Task to carry out -
Copy out the listing that follows exactly, dropping every picture.

Information supplied -
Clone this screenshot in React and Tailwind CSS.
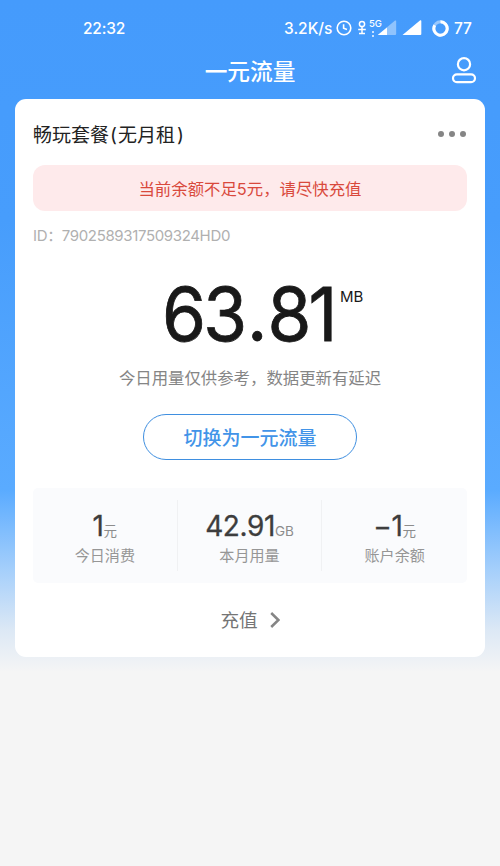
import React from 'react';

const stats = [
    { value: '1', unit: '元', label: '今日消费' },
    { value: '42.91', unit: 'GB', label: '本月用量' },
    { value: '−1', unit: '元', label: '账户余额' },
];

// --- STATUS BAR ICONS ---
function ClockIcon() {
    return (
        <svg width="16" height="16" viewBox="0 0 16 16" fill="none" stroke="currentColor" strokeWidth="1.6">
            <circle cx="8" cy="8" r="6.8" />
            <path d="M7.6 4.2V8.2L11 9.4" />
        </svg>
    );
}

function LinkIcon() {
    return (
        <svg width="8" height="16" viewBox="0 0 8 16" fill="none" stroke="currentColor" strokeWidth="1.5">
            <circle cx="4" cy="4" r="2.6" />
            <path d="M4 6.5V14M0.2 9.5H7.8M1 13.5H7" />
        </svg>
    );
}

function WeakSignalIcon() {
    return (
        <svg width="20" height="16" viewBox="0 0 20 16" fill="currentColor">
            <path d="M0.8 15L18 0.6Q19.2 0 19.2 1V14Q19.2 15 18 15Z" opacity="0.4" />
            <path d="M0.8 15L10 7.4V15Z" />
        </svg>
    );
}

function SignalIcon() {
    return (
        <svg width="20" height="16" viewBox="0 0 20 16" fill="currentColor">
            <path d="M0.5 15L18.2 0.3Q19.3 0 19.3 1V14Q19.3 15 18.3 15Z" />
        </svg>
    );
}

function BatteryRing() {
    return (
        <svg width="17" height="17" viewBox="0 0 17 17" fill="none" stroke="currentColor" strokeWidth="3">
            <circle cx="8.5" cy="8.5" r="6.7" opacity="0.45" />
            <path d="M8.5 1.8A6.7 6.7 0 1 1 2.7 5.2" />
        </svg>
    );
}

function UserIcon() {
    return (
        <svg width="26" height="28" viewBox="0 0 26 28" fill="none" stroke="currentColor" strokeWidth="2.2">
            <circle cx="13" cy="8.2" r="6.1" />
            <rect x="2" y="18.4" width="22" height="7.8" rx="3.9" />
        </svg>
    );
}

function StatusBar() {
    return (
        <div className="flex h-14 items-center pl-[83px] font-['Inter',sans-serif] text-[15.5px] font-medium">
            <span className="w-[201px] pt-px tracking-[-0.2px]">22:32</span>
            <span className="w-[52px] whitespace-nowrap pt-px">3.2K/s</span>
            <div className="flex"><ClockIcon /></div>
            <div className="ml-[6px] flex"><LinkIcon /></div>
            <div className="ml-[3px] flex h-[19px] w-[8px] flex-col">
                <span className="text-[9.5px] leading-[9px]">5G</span>
                <div className="ml-[3px] mt-[3px] flex flex-col gap-[2px] opacity-70">
                    <i className="h-[2px] w-[2px] bg-white" />
                    <i className="h-[2px] w-[2px] bg-white" />
                </div>
            </div>
            <div className="flex"><WeakSignalIcon /></div>
            <div className="ml-[5px] flex"><SignalIcon /></div>
            <div className="ml-[10px] flex"><BatteryRing /></div>
            <span className="ml-[5px] pt-px tracking-[-0.2px]">77</span>
        </div>
    );
}

export default function App() {
    return (
        <div className="h-[866px] w-[500px] overflow-hidden bg-[#f5f5f5] bg-[linear-gradient(180deg,#459bfc_0px,#479dfc_220px,#5aabff_490px,#a5cffb_570px,#dce8f5_630px,#f5f5f5_672px)] font-['Inter','Noto_Sans_CJK_SC',sans-serif] text-white">
            <StatusBar />

            {/* HEADER */}
            <header className="grid h-[43px] grid-cols-[1fr_auto_1fr] items-start px-[23px]">
                <span />
                <h1 className="pt-px text-[22.7px] font-medium leading-[30px]">一元流量</h1>
                <div className="flex justify-end"><UserIcon /></div>
            </header>

            {/* PLAN CARD */}
            <main className="mx-[15px] h-[558px] rounded-[11px] bg-white px-[18px] pt-[20px]">
                <div className="flex h-[30px] items-center justify-between">
                    <h2 className="pt-[3px] text-[19px] leading-[30px] text-[#222]">
                        畅玩套餐<span className="mx-[1px]">(</span>无月租<span className="ml-[2px]">)</span>
                    </h2>
                    <div className="flex gap-[5px] pr-[1px]">
                        <i className="h-[6px] w-[6px] rounded-full bg-[#858585]" />
                        <i className="h-[6px] w-[6px] rounded-full bg-[#858585]" />
                        <i className="h-[6px] w-[6px] rounded-full bg-[#858585]" />
                    </div>
                </div>

                <div className="mt-[16px] h-[46px] rounded-[12px] bg-[#feeaeb] pt-px text-center text-[16.4px] leading-[47px] text-[#d9493c]">
                    当前余额不足5元，请尽快充值
                </div>

                <p className="mt-[12px] h-[24px] text-[15px] leading-[25px] tracking-[-0.35px] text-[#b0b0b0]">ID：7902589317509324HD0</p>

                {/* today usage */}
                <div className="mt-[27px] flex h-[80px] items-start pl-[129px] text-[#191919]">
                    <span className="w-[178px] origin-left scale-x-[0.96] whitespace-nowrap text-[74px] leading-[80px] tracking-[-3px] [-webkit-text-stroke:0.8px_#191919]">
                        63<span className="mx-[3px]">.</span>81
                    </span>
                    <span className="mt-[13px] text-[15px] leading-[20px]">MB</span>
                </div>
                <p className="mt-[11px] h-[25px] text-center text-[16.4px] leading-[27px] text-[#858585]">今日用量仅供参考，数据更新有延迟</p>

                <button className="mx-auto mt-[24px] block h-[46px] w-[214px] rounded-full border border-[#3f8fe0] pt-px text-[19px] font-medium leading-[45px] text-[#4294e8]">
                    切换为一元流量
                </button>

                {/* totals */}
                <div className="mt-[28px] grid h-[95px] grid-cols-3 divide-x divide-[#f0f1f3] rounded-[5px] bg-[#fafbfd] py-[12px]">
                    {stats.map((item) => (
                        <div key={item.label} className="flex flex-col items-center">
                            <div className="flex h-[42px] items-baseline">
                                <span className="text-[28px] leading-[53px] tracking-[-0.4px] text-[#3d3d3d] [-webkit-text-stroke:0.3px_#3d3d3d]">{item.value}</span>
                                <span className="text-[13.5px] text-[#8c8c8c]">{item.unit}</span>
                            </div>
                            <span className="pt-px text-[15.1px] leading-[26px] text-[#969696]">{item.label}</span>
                        </div>
                    ))}
                </div>

                <div className="mt-[22px] flex h-[30px] items-center justify-center gap-[12px]">
                    <span className="text-[18.6px] leading-[30px] text-[#757575]">充值</span>
                    <svg width="10" height="16" viewBox="0 0 10 16" fill="none" stroke="#858585" strokeWidth="2.5">
                        <path d="M1.2 1L8.4 8L1.2 15" />
                    </svg>
                </div>
            </main>
        </div>
    );
}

Problem solution -
Clone this screenshot in React and Tailwind CSS.
import React from 'react';

const stats = [
    { value: '1', unit: '元', label: '今日消费' },
    { value: '42.91', unit: 'GB', label: '本月用量' },
    { value: '−1', unit: '元', label: '账户余额' },
];

// --- STATUS BAR ICONS ---
function ClockIcon() {
    return (
        <svg width="16" height="16" viewBox="0 0 16 16" fill="none" stroke="currentColor" strokeWidth="1.6">
            <circle cx="8" cy="8" r="6.8" />
            <path d="M7.6 4.2V8.2L11 9.4" />
        </svg>
    );
}

function LinkIcon() {
    return (
        <svg width="8" height="16" viewBox="0 0 8 16" fill="none" stroke="currentColor" strokeWidth="1.5">
            <circle cx="4" cy="4" r="2.6" />
            <path d="M4 6.5V14M0.2 9.5H7.8M1 13.5H7" />
        </svg>
    );
}

function WeakSignalIcon() {
    return (
        <svg width="20" height="16" viewBox="0 0 20 16" fill="currentColor">
            <path d="M0.8 15L18 0.6Q19.2 0 19.2 1V14Q19.2 15 18 15Z" opacity="0.4" />
            <path d="M0.8 15L10 7.4V15Z" />
        </svg>
    );
}

function SignalIcon() {
    return (
        <svg width="20" height="16" viewBox="0 0 20 16" fill="currentColor">
            <path d="M0.5 15L18.2 0.3Q19.3 0 19.3 1V14Q19.3 15 18.3 15Z" />
        </svg>
    );
}

function BatteryRing() {
    return (
        <svg width="17" height="17" viewBox="0 0 17 17" fill="none" stroke="currentColor" strokeWidth="3">
            <circle cx="8.5" cy="8.5" r="6.7" opacity="0.45" />
            <path d="M8.5 1.8A6.7 6.7 0 1 1 2.7 5.2" />
        </svg>
    );
}

function UserIcon() {
    return (
        <svg width="26" height="28" viewBox="0 0 26 28" fill="none" stroke="currentColor" strokeWidth="2.2">
            <circle cx="13" cy="8.2" r="6.1" />
            <rect x="2" y="18.4" width="22" height="7.8" rx="3.9" />
        </svg>
    );
}

function StatusBar() {
    return (
        <div className="flex h-14 items-center pl-[83px] font-['Inter',sans-serif] text-[15.5px] font-medium">
            <span className="w-[201px] pt-px tracking-[-0.2px]">22:32</span>
            <span className="w-[52px] whitespace-nowrap pt-px">3.2K/s</span>
            <div className="flex"><ClockIcon /></div>
            <div className="ml-[6px] flex"><LinkIcon /></div>
            <div className="ml-[3px] flex h-[19px] w-[8px] flex-col">
                <span className="text-[9.5px] leading-[9px]">5G</span>
                <div className="ml-[3px] mt-[3px] flex flex-col gap-[2px] opacity-70">
                    <i className="h-[2px] w-[2px] bg-white" />
                    <i className="h-[2px] w-[2px] bg-white" />
                </div>
            </div>
            <div className="flex"><WeakSignalIcon /></div>
            <div className="ml-[5px] flex"><SignalIcon /></div>
            <div className="ml-[10px] flex"><BatteryRing /></div>
            <span className="ml-[5px] pt-px tracking-[-0.2px]">77</span>
        </div>
    );
}

export default function App() {
    return (
        <div className="h-[866px] w-[500px] overflow-hidden bg-[#f5f5f5] bg-[linear-gradient(180deg,#459bfc_0px,#479dfc_220px,#5aabff_490px,#a5cffb_570px,#dce8f5_630px,#f5f5f5_672px)] font-['Inter','Noto_Sans_CJK_SC',sans-serif] text-white">
            <StatusBar />

            {/* HEADER */}
            <header className="grid h-[43px] grid-cols-[1fr_auto_1fr] items-start px-[23px]">
                <span />
                <h1 className="pt-px text-[22.7px] font-medium leading-[30px]">一元流量</h1>
                <div className="flex justify-end"><UserIcon /></div>
            </header>

            {/* PLAN CARD */}
            <main className="mx-[15px] h-[558px] rounded-[11px] bg-white px-[18px] pt-[20px]">
                <div className="flex h-[30px] items-center justify-between">
                    <h2 className="pt-[3px] text-[19px] leading-[30px] text-[#222]">
                        畅玩套餐<span className="mx-[1px]">(</span>无月租<span className="ml-[2px]">)</span>
                    </h2>
                    <div className="flex gap-[5px] pr-[1px]">
                        <i className="h-[6px] w-[6px] rounded-full bg-[#858585]" />
                        <i className="h-[6px] w-[6px] rounded-full bg-[#858585]" />
                        <i className="h-[6px] w-[6px] rounded-full bg-[#858585]" />
                    </div>
                </div>

                <div className="mt-[16px] h-[46px] rounded-[12px] bg-[#feeaeb] pt-px text-center text-[16.4px] leading-[47px] text-[#d9493c]">
                    当前余额不足5元，请尽快充值
                </div>

                <p className="mt-[12px] h-[24px] text-[15px] leading-[25px] tracking-[-0.35px] text-[#b0b0b0]">ID：7902589317509324HD0</p>

                {/* today usage */}
                <div className="mt-[27px] flex h-[80px] items-start pl-[129px] text-[#191919]">
                    <span className="w-[178px] origin-left scale-x-[0.96] whitespace-nowrap text-[74px] leading-[80px] tracking-[-3px] [-webkit-text-stroke:0.8px_#191919]">
                        63<span className="mx-[3px]">.</span>81
                    </span>
                    <span className="mt-[13px] text-[15px] leading-[20px]">MB</span>
                </div>
                <p className="mt-[11px] h-[25px] text-center text-[16.4px] leading-[27px] text-[#858585]">今日用量仅供参考，数据更新有延迟</p>

                <button className="mx-auto mt-[24px] block h-[46px] w-[214px] rounded-full border border-[#3f8fe0] pt-px text-[19px] font-medium leading-[45px] text-[#4294e8]">
                    切换为一元流量
                </button>

                {/* totals */}
                <div className="mt-[28px] grid h-[95px] grid-cols-3 divide-x divide-[#f0f1f3] rounded-[5px] bg-[#fafbfd] py-[12px]">
                    {stats.map((item) => (
                        <div key={item.label} className="flex flex-col items-center">
                            <div className="flex h-[42px] items-baseline">
                                <span className="text-[28px] leading-[53px] tracking-[-0.4px] text-[#3d3d3d] [-webkit-text-stroke:0.3px_#3d3d3d]">{item.value}</span>
                                <span className="text-[13.5px] text-[#8c8c8c]">{item.unit}</span>
                            </div>
                            <span className="pt-px text-[15.1px] leading-[26px] text-[#969696]">{item.label}</span>
                        </div>
                    ))}
                </div>

                <div className="mt-[22px] flex h-[30px] items-center justify-center gap-[12px]">
                    <span className="text-[18.6px] leading-[30px] text-[#757575]">充值</span>
                    <svg width="10" height="16" viewBox="0 0 10 16" fill="none" stroke="#858585" strokeWidth="2.5">
                        <path d="M1.2 1L8.4 8L1.2 15" />
                    </svg>
                </div>
            </main>
        </div>
    );
}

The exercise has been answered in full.